──────── GIVEN DATA
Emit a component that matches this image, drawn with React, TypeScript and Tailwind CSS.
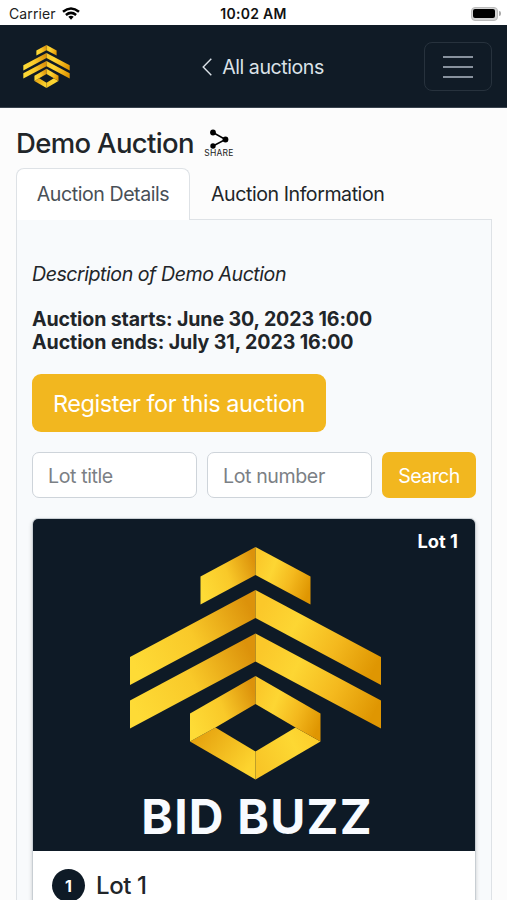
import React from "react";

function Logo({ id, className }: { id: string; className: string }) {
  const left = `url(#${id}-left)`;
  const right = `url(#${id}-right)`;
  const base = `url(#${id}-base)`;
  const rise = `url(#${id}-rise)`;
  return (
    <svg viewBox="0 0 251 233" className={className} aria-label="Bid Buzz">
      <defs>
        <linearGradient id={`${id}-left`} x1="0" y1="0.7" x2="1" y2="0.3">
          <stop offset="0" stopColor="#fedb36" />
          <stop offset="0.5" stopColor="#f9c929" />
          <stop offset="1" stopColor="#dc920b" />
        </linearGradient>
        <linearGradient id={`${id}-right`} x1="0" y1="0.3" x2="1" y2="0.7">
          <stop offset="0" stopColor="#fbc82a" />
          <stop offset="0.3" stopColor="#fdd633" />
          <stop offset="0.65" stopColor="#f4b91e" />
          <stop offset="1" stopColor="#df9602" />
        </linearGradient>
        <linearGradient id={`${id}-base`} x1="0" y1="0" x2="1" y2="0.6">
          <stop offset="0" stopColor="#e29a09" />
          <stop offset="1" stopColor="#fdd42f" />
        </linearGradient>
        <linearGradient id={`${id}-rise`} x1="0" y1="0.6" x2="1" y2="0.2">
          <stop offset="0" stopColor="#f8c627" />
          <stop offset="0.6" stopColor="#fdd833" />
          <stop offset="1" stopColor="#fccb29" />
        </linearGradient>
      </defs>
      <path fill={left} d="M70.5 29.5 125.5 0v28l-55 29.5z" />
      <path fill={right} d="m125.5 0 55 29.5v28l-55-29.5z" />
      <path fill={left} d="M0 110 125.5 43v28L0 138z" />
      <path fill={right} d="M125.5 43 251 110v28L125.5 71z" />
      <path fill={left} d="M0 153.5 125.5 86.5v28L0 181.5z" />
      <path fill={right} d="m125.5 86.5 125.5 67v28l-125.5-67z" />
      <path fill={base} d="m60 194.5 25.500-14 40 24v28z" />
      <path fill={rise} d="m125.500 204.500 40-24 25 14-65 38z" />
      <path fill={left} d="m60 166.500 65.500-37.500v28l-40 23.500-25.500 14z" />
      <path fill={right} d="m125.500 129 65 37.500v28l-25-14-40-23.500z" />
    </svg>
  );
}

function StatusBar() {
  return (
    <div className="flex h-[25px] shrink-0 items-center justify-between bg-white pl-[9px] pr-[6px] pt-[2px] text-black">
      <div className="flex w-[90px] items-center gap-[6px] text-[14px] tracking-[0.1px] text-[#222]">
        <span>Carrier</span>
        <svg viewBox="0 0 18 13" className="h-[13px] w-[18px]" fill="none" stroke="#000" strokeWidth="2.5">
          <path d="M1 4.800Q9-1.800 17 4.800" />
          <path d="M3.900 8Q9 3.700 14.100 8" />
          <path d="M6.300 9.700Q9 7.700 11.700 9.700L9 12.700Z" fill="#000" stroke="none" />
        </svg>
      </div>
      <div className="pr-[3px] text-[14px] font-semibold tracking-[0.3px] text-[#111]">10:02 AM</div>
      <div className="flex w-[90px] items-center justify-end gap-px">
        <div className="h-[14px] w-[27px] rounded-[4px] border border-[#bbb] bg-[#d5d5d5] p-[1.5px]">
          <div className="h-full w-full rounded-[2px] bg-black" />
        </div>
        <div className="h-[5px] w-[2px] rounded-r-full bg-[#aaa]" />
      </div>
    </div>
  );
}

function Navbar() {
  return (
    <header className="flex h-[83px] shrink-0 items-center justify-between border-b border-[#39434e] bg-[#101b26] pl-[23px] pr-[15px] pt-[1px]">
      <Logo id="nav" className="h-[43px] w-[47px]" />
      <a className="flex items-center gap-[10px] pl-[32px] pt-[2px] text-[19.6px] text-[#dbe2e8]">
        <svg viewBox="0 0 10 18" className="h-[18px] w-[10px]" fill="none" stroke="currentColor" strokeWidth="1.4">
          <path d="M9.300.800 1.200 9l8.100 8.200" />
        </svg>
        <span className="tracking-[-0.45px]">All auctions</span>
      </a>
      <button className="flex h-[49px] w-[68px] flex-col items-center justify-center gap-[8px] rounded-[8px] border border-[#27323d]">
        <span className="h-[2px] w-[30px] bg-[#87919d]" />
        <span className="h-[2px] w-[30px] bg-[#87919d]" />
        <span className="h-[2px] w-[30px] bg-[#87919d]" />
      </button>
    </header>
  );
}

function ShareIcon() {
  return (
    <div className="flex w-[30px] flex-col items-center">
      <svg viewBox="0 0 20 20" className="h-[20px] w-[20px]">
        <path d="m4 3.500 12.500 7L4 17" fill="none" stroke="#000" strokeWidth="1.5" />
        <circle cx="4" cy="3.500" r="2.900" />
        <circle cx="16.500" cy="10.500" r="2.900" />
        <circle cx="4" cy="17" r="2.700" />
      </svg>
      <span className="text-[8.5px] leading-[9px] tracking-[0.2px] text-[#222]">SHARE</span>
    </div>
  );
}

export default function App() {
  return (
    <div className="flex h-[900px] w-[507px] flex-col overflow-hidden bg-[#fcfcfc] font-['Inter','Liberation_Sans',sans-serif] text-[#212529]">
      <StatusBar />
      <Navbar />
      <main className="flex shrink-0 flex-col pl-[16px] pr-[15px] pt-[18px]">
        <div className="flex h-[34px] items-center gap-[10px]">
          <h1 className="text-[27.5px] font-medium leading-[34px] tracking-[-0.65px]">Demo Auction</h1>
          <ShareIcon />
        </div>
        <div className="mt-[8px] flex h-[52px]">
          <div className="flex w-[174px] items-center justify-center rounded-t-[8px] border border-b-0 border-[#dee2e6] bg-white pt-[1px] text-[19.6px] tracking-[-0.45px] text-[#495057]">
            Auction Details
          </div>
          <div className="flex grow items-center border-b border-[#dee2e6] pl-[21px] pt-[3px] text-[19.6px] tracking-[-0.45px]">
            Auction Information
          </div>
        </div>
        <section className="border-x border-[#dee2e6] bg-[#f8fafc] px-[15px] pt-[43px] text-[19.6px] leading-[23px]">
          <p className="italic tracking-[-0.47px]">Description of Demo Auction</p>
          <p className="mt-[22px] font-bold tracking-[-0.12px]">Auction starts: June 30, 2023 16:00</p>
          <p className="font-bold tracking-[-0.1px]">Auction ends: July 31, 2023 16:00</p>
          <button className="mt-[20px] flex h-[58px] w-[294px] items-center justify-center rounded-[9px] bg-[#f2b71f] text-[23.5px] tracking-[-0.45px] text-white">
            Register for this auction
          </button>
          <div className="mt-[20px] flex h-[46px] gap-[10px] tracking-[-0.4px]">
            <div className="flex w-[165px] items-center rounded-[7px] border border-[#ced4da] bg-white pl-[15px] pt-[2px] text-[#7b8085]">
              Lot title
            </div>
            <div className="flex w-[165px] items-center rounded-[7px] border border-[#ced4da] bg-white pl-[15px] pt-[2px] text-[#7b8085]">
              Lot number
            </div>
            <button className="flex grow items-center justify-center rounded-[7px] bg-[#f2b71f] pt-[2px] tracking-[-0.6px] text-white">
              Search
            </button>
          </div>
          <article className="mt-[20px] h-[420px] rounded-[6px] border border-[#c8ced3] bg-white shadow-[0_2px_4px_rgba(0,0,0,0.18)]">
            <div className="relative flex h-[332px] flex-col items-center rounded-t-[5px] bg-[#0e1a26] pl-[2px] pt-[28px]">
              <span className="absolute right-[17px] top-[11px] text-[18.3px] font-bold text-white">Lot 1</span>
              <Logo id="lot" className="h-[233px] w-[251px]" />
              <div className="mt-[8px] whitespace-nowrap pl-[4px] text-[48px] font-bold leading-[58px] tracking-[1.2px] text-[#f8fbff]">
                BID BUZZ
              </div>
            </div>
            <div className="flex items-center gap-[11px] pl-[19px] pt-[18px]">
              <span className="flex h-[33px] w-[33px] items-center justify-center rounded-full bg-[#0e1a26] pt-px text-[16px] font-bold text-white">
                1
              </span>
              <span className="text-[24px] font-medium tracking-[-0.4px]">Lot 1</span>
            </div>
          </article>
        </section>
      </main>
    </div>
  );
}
────────────────
▸ BRIEF
The lines from the top of the data above through the one holding "import React from" are to be repeated exactly, and only those, with no pictures.

▸ RESULT OF THE EXERCISE
Emit a component that matches this image, drawn with React, TypeScript and Tailwind CSS.
import React from "react";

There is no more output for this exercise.